As part of the 28 Plays Later Challenge, I was only given a day to write this piece, and so was not able to do more research, or collect more accounts from more women, and men. As it stands, I didn’t have enough time to gather as big a response as I would have hoped, but I am hoping this short play will act as a precursor to what I intend to be a full length piece, that will explore the importance of the Women’s March, how it was organised, how it was conveyed in the Media, and most importantly what impact it had on those individuals that took part, and those that watched as the world united to march against a horror that plagues us all. What you are about to read is an abbreviation of what will hopefully turn into a much larger piece.
May I also offer my most sincerest thanks to all those women who came forward and shared their experiences, feelings, and reactions with me in regards to the Women’s March. Thank you for sharing them with me and for allowing me to use them in this piece. I hope I will be able to expand on this and I hope that one day a version of this show may find its way on stage.
The stage is littered with placards, homemade signs, podiums, stands, pussy hats, and other homemade paraphernalia that would have been used during the Women’s March. The props cover the entire stage, except for eight small gaps, which are currently shrouded in darkness.
A voice is heard over the Speakers
Hear our voice!
Lights up on the centre space, on Renee who is holding a Poo Emoji cushion over her face.
Renee: I was too preoccupied with shouting so forgot to take a photo of me while I’m at it, hence here’s me representing our dissent with a giant plush poo face taken by my friend while warming up after Saturday’s amazing and cathartic march which here’s only one pano that I took on my phone – I’m sure better ones will come out of my film camera.
The panoramic photo is projected on the screen behind her.
Here’s also a shot from Oxford Circus, where we did a short sit-in while the bus drivers around us gleefully honked, giving us thumbs up signs as we got up and marched.
The previous photo fades into the one from Oxford Circus.
Spotlight on Becky. Images from the London March are displayed on the screen behind her.
Becky: I always feel a bit passive when it comes to my views and political standing.

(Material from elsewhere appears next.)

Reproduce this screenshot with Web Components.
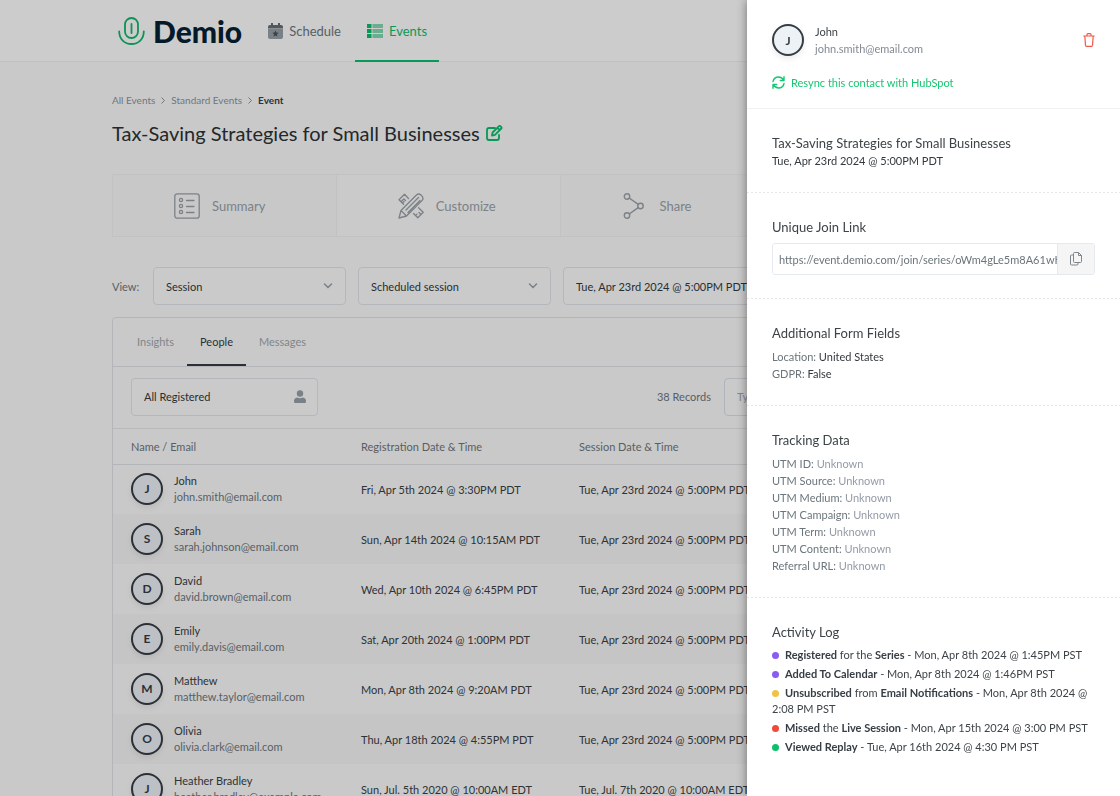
<!DOCTYPE html>
<html lang="en">
<head>
<meta charset="utf-8">
<meta name="viewport" content="width=device-width, initial-scale=1">
<title>Demio – Event</title>
<style>
html, body { margin: 0; height: 100%; }
body { font-family: Lato, "Open Sans", sans-serif; font-size: 11px; color: #3a4045; overflow: hidden; }
</style>
</head>
<body>
<demio-app></demio-app>

<script>
const define = (name, html, setup) => {
  const tpl = document.createElement('template');
  tpl.innerHTML = html;
  customElements.define(name, class extends HTMLElement {
    connectedCallback() {
      if (this.shadowRoot) return;
      const root = this.attachShadow({ mode: 'open' });
      root.append(tpl.content.cloneNode(true));
      if (setup) setup(this, root);
    }
  });
};

define('user-avatar', `
<style>
:host { display: flex; flex: none; align-items: center; justify-content: center; box-sizing: border-box; width: 32px; height: 32px; border: 2px solid #363d44; border-radius: 50%; background: #edf2f7; color: #363d44; font-size: 12px; font-weight: 700; box-shadow: 0 3px 6px rgba(0,0,0,.08); }
</style><slot></slot>`);

define('nav-tab', `
<style>
:host { display: flex; }
a { display: flex; align-items: center; gap: 6px; padding: 2px 12px 0; font-size: 13px; color: #6e777f; text-decoration: none; border-bottom: 2px solid transparent; }
:host([active]) a { color: #0bbf6d; border-color: #0bbf6d; }
</style>
<a href="#"><slot name="icon"></slot><slot></slot></a>`);

define('app-header', `
<style>
:host { display: block; background: #fff; border-bottom: 1px solid #f0f0f0; }
header { display: flex; height: 61px; padding: 0 10%; }
nav { display: flex; gap: 2px; margin: 0 0 -1px 14px; }
.logo { display: flex; align-items: center; gap: 8px; padding-left: 6px; color: #072134; font-size: 30px; font-weight: 900; text-decoration: none; }
</style>
<header>
  <a class="logo" href="#">
    <svg width="27" height="28" viewBox="0 0 27 28" fill="none" stroke="#10b96c" stroke-width="1.800" stroke-linecap="round"><rect x="7" y="1" width="13" height="20" rx="6.500"/><path d="M13.500 7v9M1.200 14.500C1.200 22 6.500 27 13.500 27S25.800 22 25.800 14.500"/></svg>
    <span>Demio</span>
  </a>
  <nav>
    <nav-tab>
      <svg slot="icon" width="15" height="16" viewBox="0 0 15 16"><path fill="#666e76" d="M2 2h1V0h2v2h5V0h2v2h1q2 0 2 2v1.500H0V4q0-2 2-2z"/><path fill="#98a0a8" d="M0 6h15v8q0 2-2 2H2q-2 0-2-2z"/><path fill="#4c545c" d="M7.500 7.600l.95 1.950 2.100.3-1.500 1.500.35 2.100-1.900-1-1.900 1 .35-2.100-1.500-1.500 2.100-.3z"/></svg>
      Schedule
    </nav-tab>
    <nav-tab active>
      <svg slot="icon" width="16" height="14" viewBox="0 0 16 14"><path fill="#0bbf6d" d="M0 0h4.500v4H0zM0 5h4.500v4H0zM0 10h4.500v4H0z"/><path fill="#86d9b3" d="M5.500 0H16v4H5.500zM5.500 5H16v4H5.500zM5.500 10H16v4H5.500z"/></svg>
      Events
    </nav-tab>
  </nav>
</header>`);

define('bread-crumbs', `
<style>
:host { display: block; font-size: 10px; line-height: 16px; color: #8d949c; }
nav { display: flex; align-items: center; gap: 6px; }
a { color: inherit; text-decoration: none; }
b { color: #3a4045; }
</style>
<nav aria-label="Breadcrumb">
  <a href="#">All Events</a>
  <svg width="4" height="7" viewBox="0 0 4 7" fill="none" stroke="#8d949c"><path d="M.5.5l3 3-3 3"/></svg>
  <a href="#">Standard Events</a>
  <svg width="4" height="7" viewBox="0 0 4 7" fill="none" stroke="#8d949c"><path d="M.5.5l3 3-3 3"/></svg>
  <b>Event</b>
</nav>`);

define('step-tile', `
<style>
:host { display: flex; flex: 1; min-width: 0; box-sizing: border-box; border-right: 1px solid #f3f3f4; background: #fafafa; }
:host([plain]) { background: #fdfdfd; }
:host(:last-of-type) { border-right: 0; }
a { flex: 1; display: flex; align-items: center; gap: 12px; min-width: 0; padding-left: 61px; color: #9ba2a9; font-size: 13px; text-decoration: none; }
</style>
<a href="#"><slot name="icon"></slot><slot></slot></a>`);

define('select-field', `
<style>
:host { display: grid; width: 193px; flex: none; }
select { grid-area: 1/1; appearance: none; box-sizing: border-box; width: 100%; height: 38px; padding: 0 12px; font: inherit; color: #33393e; background: #fdfdfd; border: 1px solid #e1e5ea; border-radius: 4px; }
.mark { grid-area: 1/1; justify-self: end; align-self: center; margin-right: 12px; pointer-events: none; display: flex; }
</style>
<select></select>
<span class="mark"><slot name="mark"><svg width="12" height="8" viewBox="0 0 12 8" fill="none" stroke="#9aa1a8" stroke-width="1.500" stroke-linecap="round"><path d="M2.500 2L6 5.500 9.500 2"/></svg></slot></span>`,
(host, root) => {
  const select = root.querySelector('select');
  select.setAttribute('aria-label', host.getAttribute('label'));
  select.add(new Option(host.getAttribute('value')));
});

define('people-table', `
<style>
:host { display: block; }
table { width: 100%; border-collapse: collapse; table-layout: fixed; }
th { height: 35px; padding: 0 0 0 18px; text-align: left; font-weight: 400; color: #6f777e; border-bottom: 1px solid #e1e3e6; }
th:first-child { width: 248px; } th:nth-child(2) { width: 218px; }
th:nth-child(n+2), td:nth-child(n+2) { padding-left: 0; }
th, td { box-sizing: border-box; }
td { height: 50px; padding: 0 0 0 18px; white-space: nowrap; }
td:last-child, th:last-child { padding-right: 18px; }
tbody tr:nth-child(even) { background: #f7f7f7; }
.who { display: flex; align-items: center; gap: 11px; line-height: 16px; }
.who span { display: block; color: #6f777e; }
</style>
<table>
  <thead><tr><th>Name / Email</th><th>Registration Date &amp; Time</th><th>Session Date &amp; Time</th></tr></thead>
  <tbody></tbody>
</table>`,
(host, root) => {
  const usual = 'Tue, Apr 23rd 2024 @ 5:00PM PDT';
  const people = [
    ['J', 'John', 'john.smith@email.com', 'Fri, Apr 5th 2024 @ 3:30PM PDT', usual],
    ['S', 'Sarah', 'sarah.johnson@email.com', 'Sun, Apr 14th 2024 @ 10:15AM PDT', usual],
    ['D', 'David', 'david.brown@email.com', 'Wed, Apr 10th 2024 @ 6:45PM PDT', usual],
    ['E', 'Emily', 'emily.davis@email.com', 'Sat, Apr 20th 2024 @ 1:00PM PDT', usual],
    ['M', 'Matthew', 'matthew.taylor@email.com', 'Mon, Apr 8th 2024 @ 9:20AM PDT', usual],
    ['O', 'Olivia', 'olivia.clark@email.com', 'Thu, Apr 18th 2024 @ 4:55PM PDT', usual],
    ['J', 'Heather Bradley', 'heather.bradley@example.com', 'Sun, Jul. 5th 2020 @ 10:00AM EDT', 'Tue, Jul. 7th 2020 @ 10:00AM EDT']
  ];
  root.querySelector('tbody').innerHTML = people.map(([i, name, mail, reg, ses]) =>
    `<tr><td><div class="who"><user-avatar>${i}</user-avatar><div>${name}<span>${mail}</span></div></div></td><td>${reg}</td><td>${ses}</td></tr>`).join('');
});

define('people-card', `
<style>
:host { display: block; border: 1px solid #e1e3e6; border-radius: 4px 4px 0 0; background: #fcfcfc; }
.tabs { display: flex; height: 48px; padding: 0 11px; border-bottom: 1px solid #e1e3e6; }
.tabs button { font: inherit; color: #a2a8ae; background: none; border: 0; border-bottom: 2px solid transparent; padding: 0 13px; margin: 0; }
.tabs .on { color: #363d44; border-color: #363d44; }
.filter { display: flex; align-items: center; gap: 13px; height: 59px; padding: 0 18px 2px; border-bottom: 1px solid #e6e8ea; }
select-field { width: 187px; margin-right: auto; }
.count { color: #6f777e; }
input { box-sizing: border-box; width: 265px; height: 38px; padding: 0 12px; font: inherit; background: #fdfdfd; border: 1px solid #dbe2ea; border-radius: 4px; }
input::placeholder { color: #a2a8ae; }
</style>
<div class="tabs" role="tablist"><button role="tab">Insights</button><button role="tab" class="on" aria-selected="true">People</button><button role="tab">Messages</button></div>
<div class="filter">
  <select-field label="Registration filter" value="All Registered"><svg slot="mark" width="12" height="14" viewBox="0 0 12 14" fill="#98a0aa"><circle cx="6" cy="3.500" r="3.200"/><path d="M3 7.500q3 1.500 6 0 3 .5 3 3.500v1q0 1-1 1H1q-1 0-1-1v-1q0-3 3-3.500z"/></svg></select-field>
  <span class="count">38 Records</span>
  <input type="search" aria-label="Search people" placeholder="Type to search">
</div>
<people-table></people-table>`);

define('event-page', `
<style>
:host { display: block; height: 100vh; overflow: hidden; background: #fcfcfc; }
main { padding: 30px 10% 0; }
h1 { display: flex; align-items: center; gap: 6px; margin: 13px 0 29px; font-size: 20px; line-height: 24px; font-weight: 400; color: #2b3237; }
.edit { display: flex; padding: 0; border: 0; background: none; }
.tiles { display: flex; height: 61px; border: 1px solid #f3f3f4; }
.view { display: flex; align-items: center; gap: 12px; margin: 30px 0 12px; }
.view span { width: 29px; white-space: nowrap; color: #6f777e; }
.view .date { width: 260px; }
</style>
<app-header></app-header>
<main>
  <bread-crumbs></bread-crumbs>
  <h1>Tax-Saving Strategies for Small Businesses
    <button class="edit" aria-label="Edit title"><svg width="17" height="16" viewBox="0 0 17 16" fill="none" stroke="#0bbf6d" stroke-width="1.800" stroke-linejoin="round" stroke-linecap="round"><path d="M9 3H3Q1 3 1 5v8q0 2 2 2h8q2 0 2-2v-3"/><path d="M6 10.500l.6-3L13 1.200q.7-.6 1.400 0l.9.9q.7.700 0 1.400L9 9.900zM11.500 2.800l2.300 2.300"/></svg></button>
  </h1>
  <div class="tiles">
    <step-tile><svg slot="icon" width="26" height="26" viewBox="0 0 26 26" fill="none" stroke="#9ba2a9" stroke-width="1.300" stroke-linecap="round"><rect x=".8" y=".8" width="24.400" height="24.400" rx="2.500"/><circle cx="7" cy="7" r="1.600"/><circle cx="7" cy="13" r="1.600"/><circle cx="7" cy="19" r="1.600"/><path d="M12.500 7.500H20M12.500 13.500H20M12.500 19.500H20"/></svg>Summary</step-tile>
    <step-tile plain><svg slot="icon" width="26" height="26" viewBox="0 0 26 26" fill="none" stroke="#9ba2a9" stroke-width="1.300" stroke-linejoin="round" stroke-linecap="round"><path d="M10.500 5.500L6.500 1.200 1 6.700l4.600 4.600M15.500 20.500l4.300 4.300 5.400-5.500-4.600-4.500M3 8.800l2.300-2.300M4.500 10l1.500-1.500M6 6l1.500 1.500M17.800 22.300l1.200-1.200M20 24.500l1.800-1.800M21 19.500l1.500 1.500"/><path d="M1 25l2-7.500L18.700 1.800q2-1.600 4 0l1.500 1.600q1.600 2 0 4L8.500 23zM3 17.500l5.500 5.500M8 17L20.500 4.500M10 19.500L22 7.500"/></svg>Customize</step-tile>
    <step-tile><svg slot="icon" width="26" height="26" viewBox="0 0 26 26" fill="none" stroke="#9ba2a9" stroke-width="1.400"><circle cx="5" cy="3.500" r="2.700"/><circle cx="18.500" cy="13" r="2.700"/><circle cx="5" cy="22.500" r="2.700"/><path d="M7.200 5l9 6.400M7.200 21l9-6.400"/></svg>Share</step-tile>
    <step-tile plain>Analyze</step-tile>
  </div>
  <div class="view">
    <span>View:</span>
    <select-field label="View" value="Session"></select-field>
    <select-field label="Session type" value="Scheduled session"></select-field>
    <select-field class="date" label="Session date" value="Tue, Apr 23rd 2024 @ 5:00PM PDT"></select-field>
  </div>
  <people-card></people-card>
</main>`);

define('drawer-section', `
<style>
:host { display: block; padding: 25px 25px 24px; line-height: 17px; color: #6b757b; background: repeating-linear-gradient(90deg, #e6e7e9 0 2px, transparent 2px 4px) bottom / 100% 1px no-repeat; }
:host(:last-of-type) { background: none; }
h2 { margin: 0 0 6px; font-size: 13px; line-height: 18px; font-weight: 400; color: #3d4448; }
:host([tight]) h2 { margin: 0; }
</style>
<h2><slot name="title"></slot></h2><slot></slot>`);

define('copy-field', `
<style>
:host { display: flex; height: 32px; box-sizing: border-box; margin-top: 7px; border: 1px solid #e4eaef; border-radius: 3px; overflow: hidden; }
input { flex: 1; min-width: 0; padding: 0 0 0 6px; border: 0; font: inherit; color: #6b757b; background: #fff; }
button { width: 37px; padding: 0; border: 0; border-left: 1px solid #e4eaef; background: #f5f5f6; display: flex; align-items: center; justify-content: center; }
</style>
<input aria-label="Unique Join Link" readonly value="https://event.demio.com/join/series/oWm4gLe5m8A61wKq">
<button aria-label="Copy link"><svg width="12" height="14" viewBox="0 0 12 14" fill="none" stroke="#7f868c" stroke-linejoin="round"><path d="M3.500 1.500q0-1 1-1h4l3 3v6q0 1-1 1h-6q-1 0-1-1zM8.500.5v3h3"/><path d="M3.500 3h-2q-1 0-1 1v8q0 1 1 1h5.500q1 0 1-1v-1.500"/></svg></button>`);

define('log-entry', `
<style>
:host { display: block; line-height: 16px; margin: 0 0 3px; color: #3d4448; }
i { display: inline-block; width: 7px; height: 7px; margin-right: 6px; border-radius: 50%; background: var(--dot); }
::slotted(b) { color: #363d44; }
</style><i></i><slot></slot>`);

define('contact-drawer', `
<style>
:host { position: fixed; top: 0; right: 0; bottom: 0; box-sizing: border-box; width: 373px; overflow: hidden; background: #fff; box-shadow: 0 0 10px rgba(0,0,0,.45); }
.top { padding: 23px 25px 17px; border-bottom: 1px solid #f0f1f2; }
.who { display: flex; align-items: center; gap: 11px; line-height: 17px; color: #3d4448; }
.who span { display: block; color: #838a93; }
.trash { margin-left: auto; padding: 0; border: 0; background: none; display: flex; }
.sync { display: flex; align-items: center; gap: 6px; margin-top: 17px; line-height: 17px; color: #17c671; text-decoration: none; }
p { margin: 0; }
.dark, em { font-style: normal; color: #33393e; }
.none { color: #949ba6; }
</style>
<div class="top">
  <div class="who"><user-avatar>J</user-avatar><div>John<span>john.smith@email.com</span></div>
    <button class="trash" aria-label="Delete contact"><svg width="12" height="14" viewBox="0 0 12 14" fill="none" stroke="#f2574b" stroke-width="1.200" stroke-linejoin="round" stroke-linecap="round"><path d="M.8 3h10.400M4 3V1.500q0-.9.900-.9h2.200q.9 0 .9.900V3M1.800 3l.7 9.400q.1.900 1 .9h5q.9 0 1-.9L10.200 3"/></svg></button>
  </div>
  <a class="sync" href="#"><svg width="13" height="13" viewBox="0 0 13 13" fill="none" stroke="#17c671" stroke-width="1.400" stroke-linejoin="round" stroke-linecap="round"><path d="M1 5.500Q2 1 6.500 1 9.500 1 12 4.200M12 .8v3.700H8.300M12 7.500Q11 12 6.500 12 3.500 12 1 8.800M1 12.200V8.500h3.700"/></svg>Resync this contact with HubSpot</a>
</div>
<drawer-section tight><span slot="title">Tax-Saving Strategies for Small Businesses</span><p class="dark">Tue, Apr 23rd 2024 @ 5:00PM PDT</p></drawer-section>
<drawer-section><span slot="title">Unique Join Link</span><copy-field></copy-field></drawer-section>
<drawer-section><span slot="title">Additional Form Fields</span><p>Location: <em>United States</em></p><p>GDPR: <em>False</em></p></drawer-section>
<drawer-section><span slot="title">Tracking Data</span>
  <p>UTM ID: <span class="none">Unknown</span></p>
  <p>UTM Source: <span class="none">Unknown</span></p>
  <p>UTM Medium: <span class="none">Unknown</span></p>
  <p>UTM Campaign: <span class="none">Unknown</span></p>
  <p>UTM Term: <span class="none">Unknown</span></p>
  <p>UTM Content: <span class="none">Unknown</span></p>
  <p>Referral URL: <span class="none">Unknown</span></p>
</drawer-section>
<drawer-section><span slot="title">Activity Log</span>
  <log-entry style="--dot:#8a5cf0"><b>Registered</b> for the <b>Series</b> - Mon, Apr 8th 2024 @ 1:45PM PST</log-entry>
  <log-entry style="--dot:#8a5cf0"><b>Added To Calendar</b> - Mon, Apr 8th 2024 @ 1:46PM PST</log-entry>
  <log-entry style="--dot:#efc445"><b>Unsubscribed</b> from <b>Email Notifications</b> - Mon, Apr 8th 2024 @ 2:08 PM PST</log-entry>
  <log-entry style="--dot:#f04a38"><b>Missed</b> the <b>Live Session</b> - Mon, Apr 15th 2024 @ 3:00 PM PST</log-entry>
  <log-entry style="--dot:#0bc06c"><b>Viewed Replay</b> - Tue, Apr 16th 2024 @ 4:30 PM PST</log-entry>
</drawer-section>`);

define('demio-app', `
<style>
:host { display: block; }
.scrim { position: fixed; inset: 0; background: rgba(0,0,0,.2); }
</style>
<event-page></event-page>
<div class="scrim"></div>
<contact-drawer role="dialog" aria-label="Contact details"></contact-drawer>`);
</script>
</body>
</html>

Verbally of course I’m happy to debate, learn, challenge and lay all this out on the table. But it’s so ephemeral. I wanted to do something that works towards change, although I am fully aware marching or making theatre can’t actually effect change. I wanted to have an experience to be honest. (Excitidly) So I traipsed up to London on Saturday 21st January, solo. Botch sign in hand made out of-of card and a foil roll tube. I suppose I marched to signify that I won’t accept racism, sexism, fascism.
Spotlight on Mon
Mon: I went because I wanted to see the scale of a London march as opposed to the ones I’ve been on in New Zealand. It did, however, make me feel a little complicit in a voice that wasn’t as diverse or welcoming as it could be. Not in a way that means I wouldn’t do it again. But afterwards there were people who didn’t feel like it was an inclusive movement and that worries me.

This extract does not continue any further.